## Given information
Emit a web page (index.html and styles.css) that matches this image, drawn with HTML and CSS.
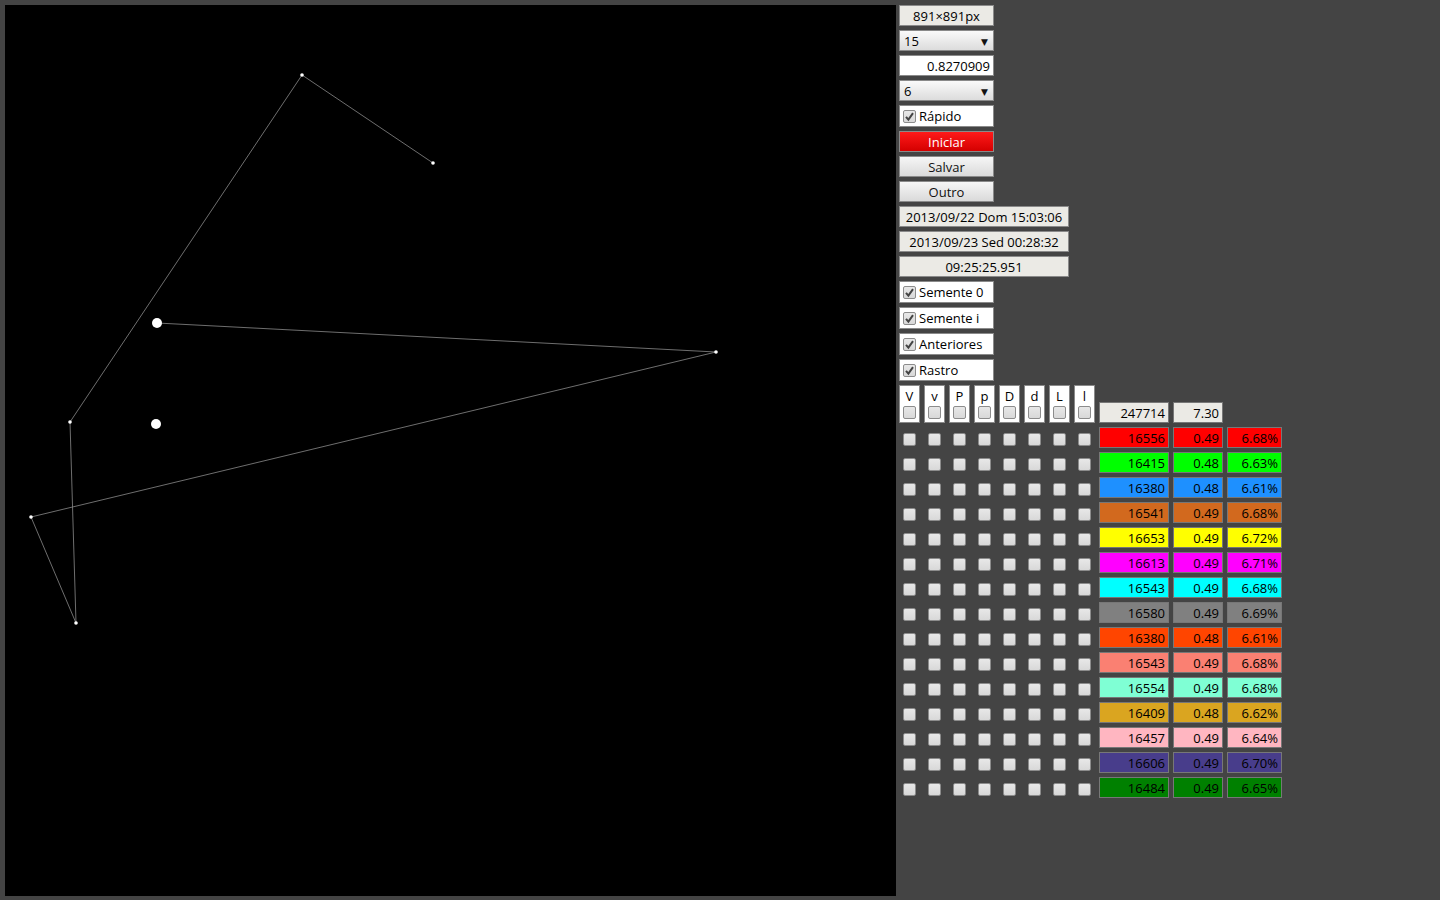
FILE: index.html
```html
<!DOCTYPE html>
<html lang="pt">
<head>
<meta charset="utf-8">
<title>Caminhada</title>
<link rel="stylesheet" href="styles.css">
</head>
<body>
<div class="app">
  <div class="stage">
    <svg class="canvas" width="891" height="891" viewBox="5 5 891 891">
      <rect x="5" y="5" width="891" height="891" fill="#000"/>
      <g stroke="#8a8a8a" stroke-width="0.8" fill="none">
        <line x1="302" y1="75" x2="433" y2="163"/>
        <line x1="302" y1="75" x2="70" y2="422"/>
        <line x1="70" y1="422" x2="76" y2="623"/>
        <line x1="76" y1="623" x2="31" y2="517"/>
        <line x1="31" y1="517" x2="716" y2="352"/>
        <line x1="716" y1="352" x2="157" y2="323"/>
      </g>
      <g fill="#fff">
        <circle cx="302" cy="75" r="1.8"/>
        <circle cx="433" cy="163" r="1.8"/>
        <circle cx="716" cy="352" r="1.8"/>
        <circle cx="70" cy="422" r="1.8"/>
        <circle cx="31" cy="517" r="1.8"/>
        <circle cx="76" cy="623" r="1.8"/>
        <circle cx="157" cy="323" r="5"/>
        <circle cx="156" cy="424" r="5"/>
      </g>
    </svg>
  </div>
  <div class="panel">
    <div class="ctl display center">891×891px</div>
    <div class="ctl select"><span>15</span><span class="arrow">▼</span></div>
    <div class="ctl input right">0.8270909</div>
    <div class="ctl select"><span>6</span><span class="arrow">▼</span></div>
    <label class="ctl check tall"><span class="cb on"><svg viewBox="0 0 13 13"><path d="M3 6.8 L5.4 9.6 L10 3.2" stroke="#444" stroke-width="2" fill="none"/></svg></span>Rápido</label>
    <div class="ctl btn red center">Iniciar</div>
    <div class="ctl btn center">Salvar</div>
    <div class="ctl btn center">Outro</div>
    <div class="ctl display wide center">2013/09/22 Dom 15:03:06</div>
    <div class="ctl display wide center">2013/09/23 Sed 00:28:32</div>
    <div class="ctl display wide center">09:25:25.951</div>
    <label class="ctl check tall"><span class="cb on"><svg viewBox="0 0 13 13"><path d="M3 6.8 L5.4 9.6 L10 3.2" stroke="#444" stroke-width="2" fill="none"/></svg></span>Semente 0</label>
    <label class="ctl check tall"><span class="cb on"><svg viewBox="0 0 13 13"><path d="M3 6.8 L5.4 9.6 L10 3.2" stroke="#444" stroke-width="2" fill="none"/></svg></span>Semente i</label>
    <label class="ctl check tall"><span class="cb on"><svg viewBox="0 0 13 13"><path d="M3 6.8 L5.4 9.6 L10 3.2" stroke="#444" stroke-width="2" fill="none"/></svg></span>Anteriores</label>
    <label class="ctl check tall"><span class="cb on"><svg viewBox="0 0 13 13"><path d="M3 6.8 L5.4 9.6 L10 3.2" stroke="#444" stroke-width="2" fill="none"/></svg></span>Rastro</label>

    <div class="grid">
      <div class="head"><span>V</span><span class="cb"></span></div>
      <div class="head"><span>v</span><span class="cb"></span></div>
      <div class="head"><span>P</span><span class="cb"></span></div>
      <div class="head"><span>p</span><span class="cb"></span></div>
      <div class="head"><span>D</span><span class="cb"></span></div>
      <div class="head"><span>d</span><span class="cb"></span></div>
      <div class="head"><span>L</span><span class="cb"></span></div>
      <div class="head"><span>l</span><span class="cb"></span></div>
      <div class="val total">247714</div>
      <div class="val total">7.30</div>
      <div></div>
    </div>
    <div id="rows"></div>
  </div>
</div>
<script src="app.js"></script>
</body>
</html>
```

FILE: app.js
```js
var data = [
  ["#ff0000","16556","0.49","6.68%"],
  ["#00ff00","16415","0.48","6.63%"],
  ["#1e90ff","16380","0.48","6.61%"],
  ["#d2691e","16541","0.49","6.68%"],
  ["#ffff00","16653","0.49","6.72%"],
  ["#ff00ff","16613","0.49","6.71%"],
  ["#00ffff","16543","0.49","6.68%"],
  ["#808080","16580","0.49","6.69%"],
  ["#ff4500","16380","0.48","6.61%"],
  ["#fa8072","16543","0.49","6.68%"],
  ["#7fffd4","16554","0.49","6.68%"],
  ["#daa520","16409","0.48","6.62%"],
  ["#ffb6c1","16457","0.49","6.64%"],
  ["#483d8b","16606","0.49","6.70%"],
  ["#008000","16484","0.49","6.65%"]
];
var rows = document.getElementById("rows");
data.forEach(function (d) {
  var r = document.createElement("div");
  r.className = "grid row";
  var h = "";
  for (var i = 0; i < 8; i++) h += '<div class="cell"><span class="cb"></span></div>';
  for (var j = 1; j < 4; j++) h += '<div class="val" style="background:' + d[0] + '">' + d[j] + '</div>';
  r.innerHTML = h;
  rows.appendChild(r);
});
```

FILE: styles.css
```css
* { box-sizing: border-box; }
html, body { margin: 0; padding: 0; }
body {
  background: #444444;
  font-family: "Open Sans", "DejaVu Sans", sans-serif;
  font-size: 13px;
  color: #000;
  width: 1440px;
  height: 900px;
  overflow: hidden;
}
.app {
  display: flex;
  align-items: flex-start;
}
.stage {
  padding: 5px 0 0 5px;
}
.canvas { display: block; }
.panel {
  margin-left: 3px;
  padding-top: 5px;
  display: flex;
  flex-direction: column;
  gap: 4px;
}
.ctl {
  width: 95px;
  height: 21px;
  border: 1px solid #8a8a8a;
  display: flex;
  align-items: center;
  line-height: 1;
  white-space: nowrap;
  padding-top: 1px;
}
.ctl.tall { height: 22px; }
.ctl.wide { width: 170px; }
.center { justify-content: center; }
.right { justify-content: flex-end; padding-right: 3px; }
.display { background: #ebeae5; }
.input { background: #fff; }
.select {
  background: linear-gradient(#fafafa, #dcdcdc);
  justify-content: space-between;
  padding: 1px 5px 0 4px;
}
.select .arrow { font-size: 9px; color: #111; }
.btn {
  background: linear-gradient(#f6f6f6, #dadada);
  color: #111;
}
.btn.red {
  background: linear-gradient(#ff1a1a, #d40000);
  color: #fff;
}
.check {
  background: #fff;
  padding: 0 0 0 3px;
  gap: 3px;
}
.cb {
  display: inline-block;
  width: 13px;
  height: 13px;
  border: 1px solid #8c8c8c;
  border-radius: 2px;
  background: linear-gradient(#e8e8e8, #d8d8d8);
  flex: none;
  position: relative;
}
.cb svg {
  position: absolute;
  left: -1px;
  top: -1px;
  width: 13px;
  height: 13px;
}
.grid {
  display: grid;
  grid-template-columns: repeat(8, 21px) 70px 50px 55px;
  column-gap: 4px;
  align-items: end;
}
.head {
  height: 38px;
  background: #fff;
  border: 1px solid #8a8a8a;
  display: flex;
  flex-direction: column;
  align-items: center;
  padding-top: 3px;
  gap: 2px;
  line-height: 15px;
}
.val {
  height: 21px;
  border: 1px solid #777;
  text-align: right;
  padding-right: 3px;
  line-height: 20px;
  white-space: nowrap;
}
.val.total { background: #ebeae5; }
#rows {
  display: flex;
  flex-direction: column;
  gap: 4px;
}
.row { align-items: center; }
.cell {
  height: 21px;
  display: flex;
  align-items: center;
  justify-content: center;
  padding-top: 3px;
}
```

## Challenge
Quote the data exactly, leaving every image out of the copy.

## Expected output
Emit a web page (index.html and styles.css) that matches this image, drawn with HTML and CSS.
FILE: index.html
```html
<!DOCTYPE html>
<html lang="pt">
<head>
<meta charset="utf-8">
<title>Caminhada</title>
<link rel="stylesheet" href="styles.css">
</head>
<body>
<div class="app">
  <div class="stage">
    <svg class="canvas" width="891" height="891" viewBox="5 5 891 891">
      <rect x="5" y="5" width="891" height="891" fill="#000"/>
      <g stroke="#8a8a8a" stroke-width="0.8" fill="none">
        <line x1="302" y1="75" x2="433" y2="163"/>
        <line x1="302" y1="75" x2="70" y2="422"/>
        <line x1="70" y1="422" x2="76" y2="623"/>
        <line x1="76" y1="623" x2="31" y2="517"/>
        <line x1="31" y1="517" x2="716" y2="352"/>
        <line x1="716" y1="352" x2="157" y2="323"/>
      </g>
      <g fill="#fff">
        <circle cx="302" cy="75" r="1.8"/>
        <circle cx="433" cy="163" r="1.8"/>
        <circle cx="716" cy="352" r="1.8"/>
        <circle cx="70" cy="422" r="1.8"/>
        <circle cx="31" cy="517" r="1.8"/>
        <circle cx="76" cy="623" r="1.8"/>
        <circle cx="157" cy="323" r="5"/>
        <circle cx="156" cy="424" r="5"/>
      </g>
    </svg>
  </div>
  <div class="panel">
    <div class="ctl display center">891×891px</div>
    <div class="ctl select"><span>15</span><span class="arrow">▼</span></div>
    <div class="ctl input right">0.8270909</div>
    <div class="ctl select"><span>6</span><span class="arrow">▼</span></div>
    <label class="ctl check tall"><span class="cb on"><svg viewBox="0 0 13 13"><path d="M3 6.8 L5.4 9.6 L10 3.2" stroke="#444" stroke-width="2" fill="none"/></svg></span>Rápido</label>
    <div class="ctl btn red center">Iniciar</div>
    <div class="ctl btn center">Salvar</div>
    <div class="ctl btn center">Outro</div>
    <div class="ctl display wide center">2013/09/22 Dom 15:03:06</div>
    <div class="ctl display wide center">2013/09/23 Sed 00:28:32</div>
    <div class="ctl display wide center">09:25:25.951</div>
    <label class="ctl check tall"><span class="cb on"><svg viewBox="0 0 13 13"><path d="M3 6.8 L5.4 9.6 L10 3.2" stroke="#444" stroke-width="2" fill="none"/></svg></span>Semente 0</label>
    <label class="ctl check tall"><span class="cb on"><svg viewBox="0 0 13 13"><path d="M3 6.8 L5.4 9.6 L10 3.2" stroke="#444" stroke-width="2" fill="none"/></svg></span>Semente i</label>
    <label class="ctl check tall"><span class="cb on"><svg viewBox="0 0 13 13"><path d="M3 6.8 L5.4 9.6 L10 3.2" stroke="#444" stroke-width="2" fill="none"/></svg></span>Anteriores</label>
    <label class="ctl check tall"><span class="cb on"><svg viewBox="0 0 13 13"><path d="M3 6.8 L5.4 9.6 L10 3.2" stroke="#444" stroke-width="2" fill="none"/></svg></span>Rastro</label>

    <div class="grid">
      <div class="head"><span>V</span><span class="cb"></span></div>
      <div class="head"><span>v</span><span class="cb"></span></div>
      <div class="head"><span>P</span><span class="cb"></span></div>
      <div class="head"><span>p</span><span class="cb"></span></div>
      <div class="head"><span>D</span><span class="cb"></span></div>
      <div class="head"><span>d</span><span class="cb"></span></div>
      <div class="head"><span>L</span><span class="cb"></span></div>
      <div class="head"><span>l</span><span class="cb"></span></div>
      <div class="val total">247714</div>
      <div class="val total">7.30</div>
      <div></div>
    </div>
    <div id="rows"></div>
  </div>
</div>
<script src="app.js"></script>
</body>
</html>
```

FILE: app.js
```js
var data = [
  ["#ff0000","16556","0.49","6.68%"],
  ["#00ff00","16415","0.48","6.63%"],
  ["#1e90ff","16380","0.48","6.61%"],
  ["#d2691e","16541","0.49","6.68%"],
  ["#ffff00","16653","0.49","6.72%"],
  ["#ff00ff","16613","0.49","6.71%"],
  ["#00ffff","16543","0.49","6.68%"],
  ["#808080","16580","0.49","6.69%"],
  ["#ff4500","16380","0.48","6.61%"],
  ["#fa8072","16543","0.49","6.68%"],
  ["#7fffd4","16554","0.49","6.68%"],
  ["#daa520","16409","0.48","6.62%"],
  ["#ffb6c1","16457","0.49","6.64%"],
  ["#483d8b","16606","0.49","6.70%"],
  ["#008000","16484","0.49","6.65%"]
];
var rows = document.getElementById("rows");
data.forEach(function (d) {
  var r = document.createElement("div");
  r.className = "grid row";
  var h = "";
  for (var i = 0; i < 8; i++) h += '<div class="cell"><span class="cb"></span></div>';
  for (var j = 1; j < 4; j++) h += '<div class="val" style="background:' + d[0] + '">' + d[j] + '</div>';
  r.innerHTML = h;
  rows.appendChild(r);
});
```

FILE: styles.css
```css
* { box-sizing: border-box; }
html, body { margin: 0; padding: 0; }
body {
  background: #444444;
  font-family: "Open Sans", "DejaVu Sans", sans-serif;
  font-size: 13px;
  color: #000;
  width: 1440px;
  height: 900px;
  overflow: hidden;
}
.app {
  display: flex;
  align-items: flex-start;
}
.stage {
  padding: 5px 0 0 5px;
}
.canvas { display: block; }
.panel {
  margin-left: 3px;
  padding-top: 5px;
  display: flex;
  flex-direction: column;
  gap: 4px;
}
.ctl {
  width: 95px;
  height: 21px;
  border: 1px solid #8a8a8a;
  display: flex;
  align-items: center;
  line-height: 1;
  white-space: nowrap;
  padding-top: 1px;
}
.ctl.tall { height: 22px; }
.ctl.wide { width: 170px; }
.center { justify-content: center; }
.right { justify-content: flex-end; padding-right: 3px; }
.display { background: #ebeae5; }
.input { background: #fff; }
.select {
  background: linear-gradient(#fafafa, #dcdcdc);
  justify-content: space-between;
  padding: 1px 5px 0 4px;
}
.select .arrow { font-size: 9px; color: #111; }
.btn {
  background: linear-gradient(#f6f6f6, #dadada);
  color: #111;
}
.btn.red {
  background: linear-gradient(#ff1a1a, #d40000);
  color: #fff;
}
.check {
  background: #fff;
  padding: 0 0 0 3px;
  gap: 3px;
}
.cb {
  display: inline-block;
  width: 13px;
  height: 13px;
  border: 1px solid #8c8c8c;
  border-radius: 2px;
  background: linear-gradient(#e8e8e8, #d8d8d8);
  flex: none;
  position: relative;
}
.cb svg {
  position: absolute;
  left: -1px;
  top: -1px;
  width: 13px;
  height: 13px;
}
.grid {
  display: grid;
  grid-template-columns: repeat(8, 21px) 70px 50px 55px;
  column-gap: 4px;
  align-items: end;
}
.head {
  height: 38px;
  background: #fff;
  border: 1px solid #8a8a8a;
  display: flex;
  flex-direction: column;
  align-items: center;
  padding-top: 3px;
  gap: 2px;
  line-height: 15px;
}
.val {
  height: 21px;
  border: 1px solid #777;
  text-align: right;
  padding-right: 3px;
  line-height: 20px;
  white-space: nowrap;
}
.val.total { background: #ebeae5; }
#rows {
  display: flex;
  flex-direction: column;
  gap: 4px;
}
.row { align-items: center; }
.cell {
  height: 21px;
  display: flex;
  align-items: center;
  justify-content: center;
  padding-top: 3px;
}
```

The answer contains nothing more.